[Short problem] Copy out each line that has "index" in it.

[Material]
#####

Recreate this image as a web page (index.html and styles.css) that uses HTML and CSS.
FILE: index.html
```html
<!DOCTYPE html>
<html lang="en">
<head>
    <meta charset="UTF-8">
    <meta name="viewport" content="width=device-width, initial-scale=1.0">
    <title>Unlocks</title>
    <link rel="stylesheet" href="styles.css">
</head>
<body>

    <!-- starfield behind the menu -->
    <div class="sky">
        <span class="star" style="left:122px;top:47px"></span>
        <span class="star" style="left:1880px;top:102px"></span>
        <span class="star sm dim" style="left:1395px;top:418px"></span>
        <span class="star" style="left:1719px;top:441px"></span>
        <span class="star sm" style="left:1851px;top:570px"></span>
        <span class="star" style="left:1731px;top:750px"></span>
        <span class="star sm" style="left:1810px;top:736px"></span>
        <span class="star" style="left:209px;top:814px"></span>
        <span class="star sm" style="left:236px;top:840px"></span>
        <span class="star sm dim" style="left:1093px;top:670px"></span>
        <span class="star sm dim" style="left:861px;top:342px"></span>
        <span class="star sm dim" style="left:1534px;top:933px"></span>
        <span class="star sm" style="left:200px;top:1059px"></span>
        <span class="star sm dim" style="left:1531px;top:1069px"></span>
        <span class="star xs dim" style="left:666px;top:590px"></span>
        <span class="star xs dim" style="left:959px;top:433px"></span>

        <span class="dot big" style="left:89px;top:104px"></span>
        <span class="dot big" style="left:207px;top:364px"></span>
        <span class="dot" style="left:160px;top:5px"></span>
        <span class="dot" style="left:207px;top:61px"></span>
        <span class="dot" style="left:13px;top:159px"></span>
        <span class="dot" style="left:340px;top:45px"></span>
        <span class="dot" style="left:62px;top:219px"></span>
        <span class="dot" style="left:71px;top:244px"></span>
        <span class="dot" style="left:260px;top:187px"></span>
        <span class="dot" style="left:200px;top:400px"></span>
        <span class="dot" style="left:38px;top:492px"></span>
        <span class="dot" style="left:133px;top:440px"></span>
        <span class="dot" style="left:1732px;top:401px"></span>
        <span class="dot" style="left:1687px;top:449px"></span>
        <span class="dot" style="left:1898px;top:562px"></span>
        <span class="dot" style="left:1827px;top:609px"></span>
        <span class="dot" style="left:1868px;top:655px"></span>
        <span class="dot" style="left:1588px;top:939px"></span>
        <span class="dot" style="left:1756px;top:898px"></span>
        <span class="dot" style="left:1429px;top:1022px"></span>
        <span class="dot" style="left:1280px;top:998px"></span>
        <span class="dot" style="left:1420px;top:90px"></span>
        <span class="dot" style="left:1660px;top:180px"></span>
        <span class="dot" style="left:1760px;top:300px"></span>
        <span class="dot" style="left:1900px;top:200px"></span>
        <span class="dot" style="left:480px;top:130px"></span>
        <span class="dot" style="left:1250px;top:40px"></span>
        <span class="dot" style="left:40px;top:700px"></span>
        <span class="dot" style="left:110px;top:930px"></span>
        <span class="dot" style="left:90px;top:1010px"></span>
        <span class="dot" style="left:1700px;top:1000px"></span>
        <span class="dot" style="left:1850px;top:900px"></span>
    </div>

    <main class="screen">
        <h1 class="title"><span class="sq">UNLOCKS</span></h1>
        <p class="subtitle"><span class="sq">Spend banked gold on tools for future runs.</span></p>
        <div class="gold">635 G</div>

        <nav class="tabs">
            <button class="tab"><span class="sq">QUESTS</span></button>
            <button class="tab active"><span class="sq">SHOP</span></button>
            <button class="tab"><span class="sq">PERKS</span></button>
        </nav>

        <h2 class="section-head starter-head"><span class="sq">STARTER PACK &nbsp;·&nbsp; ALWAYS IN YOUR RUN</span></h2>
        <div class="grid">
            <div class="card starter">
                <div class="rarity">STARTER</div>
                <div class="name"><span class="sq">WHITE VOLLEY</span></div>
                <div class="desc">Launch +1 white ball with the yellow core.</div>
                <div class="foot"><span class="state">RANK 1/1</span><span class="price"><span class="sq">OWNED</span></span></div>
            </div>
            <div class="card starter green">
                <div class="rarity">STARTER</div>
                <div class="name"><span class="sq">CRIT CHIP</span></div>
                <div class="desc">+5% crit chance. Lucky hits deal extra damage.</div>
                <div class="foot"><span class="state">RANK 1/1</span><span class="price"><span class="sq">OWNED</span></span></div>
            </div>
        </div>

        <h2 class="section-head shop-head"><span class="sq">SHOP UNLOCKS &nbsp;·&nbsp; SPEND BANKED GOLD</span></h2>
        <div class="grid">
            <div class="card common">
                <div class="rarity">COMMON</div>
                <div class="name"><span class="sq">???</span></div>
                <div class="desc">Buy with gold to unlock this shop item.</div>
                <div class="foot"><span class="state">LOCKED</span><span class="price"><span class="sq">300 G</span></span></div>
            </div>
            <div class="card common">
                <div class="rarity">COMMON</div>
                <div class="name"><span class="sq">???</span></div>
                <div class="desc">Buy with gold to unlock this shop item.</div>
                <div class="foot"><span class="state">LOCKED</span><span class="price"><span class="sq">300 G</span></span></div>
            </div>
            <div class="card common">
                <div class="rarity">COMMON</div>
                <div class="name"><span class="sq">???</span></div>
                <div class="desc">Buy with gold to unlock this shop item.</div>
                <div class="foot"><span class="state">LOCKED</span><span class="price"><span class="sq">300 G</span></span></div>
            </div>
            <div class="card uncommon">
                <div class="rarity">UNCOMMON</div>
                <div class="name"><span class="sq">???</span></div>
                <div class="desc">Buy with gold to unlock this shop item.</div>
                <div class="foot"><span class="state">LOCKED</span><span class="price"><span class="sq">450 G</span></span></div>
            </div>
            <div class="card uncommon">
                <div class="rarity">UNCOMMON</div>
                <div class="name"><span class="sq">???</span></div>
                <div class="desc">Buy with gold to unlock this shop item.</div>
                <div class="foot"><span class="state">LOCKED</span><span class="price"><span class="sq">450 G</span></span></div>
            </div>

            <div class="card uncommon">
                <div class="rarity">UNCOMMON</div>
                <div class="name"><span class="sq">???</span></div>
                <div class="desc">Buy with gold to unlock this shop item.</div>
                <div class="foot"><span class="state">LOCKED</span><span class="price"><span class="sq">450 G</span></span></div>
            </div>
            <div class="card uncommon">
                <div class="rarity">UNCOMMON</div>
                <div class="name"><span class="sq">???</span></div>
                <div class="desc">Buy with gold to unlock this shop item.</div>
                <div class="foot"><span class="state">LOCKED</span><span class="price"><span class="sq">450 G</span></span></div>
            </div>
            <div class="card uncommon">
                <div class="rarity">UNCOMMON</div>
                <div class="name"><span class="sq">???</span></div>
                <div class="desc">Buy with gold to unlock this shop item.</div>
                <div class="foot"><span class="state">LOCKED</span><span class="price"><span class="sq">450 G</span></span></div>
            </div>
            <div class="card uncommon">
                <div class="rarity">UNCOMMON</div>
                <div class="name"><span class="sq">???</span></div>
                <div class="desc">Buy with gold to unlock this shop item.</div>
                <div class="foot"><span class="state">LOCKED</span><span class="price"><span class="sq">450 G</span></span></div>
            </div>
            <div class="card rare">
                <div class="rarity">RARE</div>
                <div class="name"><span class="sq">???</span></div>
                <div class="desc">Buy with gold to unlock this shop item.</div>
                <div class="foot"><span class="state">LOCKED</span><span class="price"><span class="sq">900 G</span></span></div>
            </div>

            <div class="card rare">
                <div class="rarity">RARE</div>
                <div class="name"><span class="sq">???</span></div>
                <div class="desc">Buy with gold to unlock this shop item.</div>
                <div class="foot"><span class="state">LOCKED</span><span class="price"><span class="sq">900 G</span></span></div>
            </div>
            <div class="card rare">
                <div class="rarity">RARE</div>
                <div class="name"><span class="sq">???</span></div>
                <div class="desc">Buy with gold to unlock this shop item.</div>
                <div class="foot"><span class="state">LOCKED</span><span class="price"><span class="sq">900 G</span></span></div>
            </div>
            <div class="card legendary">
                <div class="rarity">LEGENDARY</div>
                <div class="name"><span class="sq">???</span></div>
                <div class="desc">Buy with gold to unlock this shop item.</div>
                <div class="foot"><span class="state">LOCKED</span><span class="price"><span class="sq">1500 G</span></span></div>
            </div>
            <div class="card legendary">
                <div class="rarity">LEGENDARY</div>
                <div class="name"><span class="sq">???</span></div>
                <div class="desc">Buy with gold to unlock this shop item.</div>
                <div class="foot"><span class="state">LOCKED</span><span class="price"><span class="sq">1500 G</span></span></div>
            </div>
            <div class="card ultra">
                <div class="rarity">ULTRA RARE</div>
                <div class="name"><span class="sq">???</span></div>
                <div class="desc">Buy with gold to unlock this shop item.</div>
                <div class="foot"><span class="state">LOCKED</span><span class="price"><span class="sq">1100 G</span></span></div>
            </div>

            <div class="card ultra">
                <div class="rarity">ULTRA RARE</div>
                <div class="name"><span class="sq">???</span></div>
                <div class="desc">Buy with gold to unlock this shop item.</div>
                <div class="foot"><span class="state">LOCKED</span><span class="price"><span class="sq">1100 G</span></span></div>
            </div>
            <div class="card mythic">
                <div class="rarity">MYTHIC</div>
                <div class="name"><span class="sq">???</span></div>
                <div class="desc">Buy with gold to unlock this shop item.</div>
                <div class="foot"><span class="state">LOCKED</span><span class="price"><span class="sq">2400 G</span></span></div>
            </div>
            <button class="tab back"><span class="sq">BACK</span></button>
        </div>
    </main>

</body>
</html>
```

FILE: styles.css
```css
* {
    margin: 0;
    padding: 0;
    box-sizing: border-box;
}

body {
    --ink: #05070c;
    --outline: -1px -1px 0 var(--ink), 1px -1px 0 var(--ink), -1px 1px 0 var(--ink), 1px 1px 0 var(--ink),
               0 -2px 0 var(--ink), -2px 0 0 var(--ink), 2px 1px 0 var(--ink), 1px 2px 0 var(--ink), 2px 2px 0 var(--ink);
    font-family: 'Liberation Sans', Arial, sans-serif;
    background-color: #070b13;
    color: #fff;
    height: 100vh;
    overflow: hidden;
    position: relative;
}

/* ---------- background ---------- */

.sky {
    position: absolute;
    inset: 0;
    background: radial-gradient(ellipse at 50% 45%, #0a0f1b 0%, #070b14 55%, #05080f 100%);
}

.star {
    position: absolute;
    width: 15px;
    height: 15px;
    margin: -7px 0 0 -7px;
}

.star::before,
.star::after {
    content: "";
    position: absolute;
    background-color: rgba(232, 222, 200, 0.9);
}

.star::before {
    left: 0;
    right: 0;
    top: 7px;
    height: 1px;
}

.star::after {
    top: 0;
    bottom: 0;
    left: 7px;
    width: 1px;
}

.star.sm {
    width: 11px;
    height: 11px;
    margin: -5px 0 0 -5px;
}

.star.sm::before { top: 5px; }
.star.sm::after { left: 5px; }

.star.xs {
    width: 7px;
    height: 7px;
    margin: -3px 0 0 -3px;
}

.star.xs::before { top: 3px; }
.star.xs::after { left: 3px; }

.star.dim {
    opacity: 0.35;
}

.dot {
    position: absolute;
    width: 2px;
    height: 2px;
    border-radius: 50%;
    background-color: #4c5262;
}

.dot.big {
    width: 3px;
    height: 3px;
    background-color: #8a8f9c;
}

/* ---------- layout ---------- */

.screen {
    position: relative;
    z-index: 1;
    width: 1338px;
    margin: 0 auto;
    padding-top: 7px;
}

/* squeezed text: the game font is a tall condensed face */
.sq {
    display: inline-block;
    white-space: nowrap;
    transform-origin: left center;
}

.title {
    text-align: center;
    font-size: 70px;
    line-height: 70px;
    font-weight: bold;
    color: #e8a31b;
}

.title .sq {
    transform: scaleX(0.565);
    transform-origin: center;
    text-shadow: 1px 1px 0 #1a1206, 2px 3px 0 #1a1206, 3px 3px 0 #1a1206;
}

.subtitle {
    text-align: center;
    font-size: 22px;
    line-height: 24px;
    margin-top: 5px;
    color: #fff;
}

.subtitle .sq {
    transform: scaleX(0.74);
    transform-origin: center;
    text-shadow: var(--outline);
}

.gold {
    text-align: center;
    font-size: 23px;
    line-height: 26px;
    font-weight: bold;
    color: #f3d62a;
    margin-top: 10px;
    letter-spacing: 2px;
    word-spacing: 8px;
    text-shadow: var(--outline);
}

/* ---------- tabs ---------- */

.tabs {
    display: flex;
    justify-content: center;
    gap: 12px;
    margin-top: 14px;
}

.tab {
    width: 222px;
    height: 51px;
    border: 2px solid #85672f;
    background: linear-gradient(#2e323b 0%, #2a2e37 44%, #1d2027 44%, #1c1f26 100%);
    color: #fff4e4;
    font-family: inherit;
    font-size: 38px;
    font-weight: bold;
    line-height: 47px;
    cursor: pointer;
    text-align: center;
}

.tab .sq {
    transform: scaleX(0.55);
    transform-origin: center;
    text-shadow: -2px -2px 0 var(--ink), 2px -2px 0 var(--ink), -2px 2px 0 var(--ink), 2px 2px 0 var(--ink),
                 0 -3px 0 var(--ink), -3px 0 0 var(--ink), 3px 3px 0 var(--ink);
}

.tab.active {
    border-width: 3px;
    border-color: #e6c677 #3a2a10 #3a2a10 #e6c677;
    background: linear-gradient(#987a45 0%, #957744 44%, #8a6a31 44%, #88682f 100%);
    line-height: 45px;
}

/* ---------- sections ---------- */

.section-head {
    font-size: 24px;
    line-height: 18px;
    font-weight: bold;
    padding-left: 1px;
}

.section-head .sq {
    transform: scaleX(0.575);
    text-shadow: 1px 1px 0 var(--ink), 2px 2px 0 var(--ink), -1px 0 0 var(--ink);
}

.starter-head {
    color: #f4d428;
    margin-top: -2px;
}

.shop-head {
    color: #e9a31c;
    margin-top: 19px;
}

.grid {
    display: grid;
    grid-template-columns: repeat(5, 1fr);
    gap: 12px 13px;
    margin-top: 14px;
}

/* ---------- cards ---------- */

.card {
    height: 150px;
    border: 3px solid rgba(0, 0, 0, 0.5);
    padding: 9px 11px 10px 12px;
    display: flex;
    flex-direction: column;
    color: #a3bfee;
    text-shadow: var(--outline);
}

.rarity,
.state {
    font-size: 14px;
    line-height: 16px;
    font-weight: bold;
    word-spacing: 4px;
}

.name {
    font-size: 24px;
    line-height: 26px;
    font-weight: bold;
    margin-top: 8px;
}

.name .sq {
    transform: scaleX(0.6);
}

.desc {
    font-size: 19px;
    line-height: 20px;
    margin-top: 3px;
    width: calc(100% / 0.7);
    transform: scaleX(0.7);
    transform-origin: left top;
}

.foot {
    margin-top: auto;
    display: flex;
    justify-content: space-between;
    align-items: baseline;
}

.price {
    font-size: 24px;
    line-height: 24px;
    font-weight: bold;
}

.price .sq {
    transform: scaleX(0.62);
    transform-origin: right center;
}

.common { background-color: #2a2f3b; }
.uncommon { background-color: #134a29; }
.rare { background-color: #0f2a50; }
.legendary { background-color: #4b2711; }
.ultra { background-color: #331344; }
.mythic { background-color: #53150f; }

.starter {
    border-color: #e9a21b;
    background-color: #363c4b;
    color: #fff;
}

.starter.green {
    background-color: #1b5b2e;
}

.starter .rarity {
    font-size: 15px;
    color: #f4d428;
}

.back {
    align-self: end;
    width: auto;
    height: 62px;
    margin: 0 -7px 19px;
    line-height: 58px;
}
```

#####

[Complete response]
Recreate this image as a web page (index.html and styles.css) that uses HTML and CSS.
FILE: index.html
    z-index: 1;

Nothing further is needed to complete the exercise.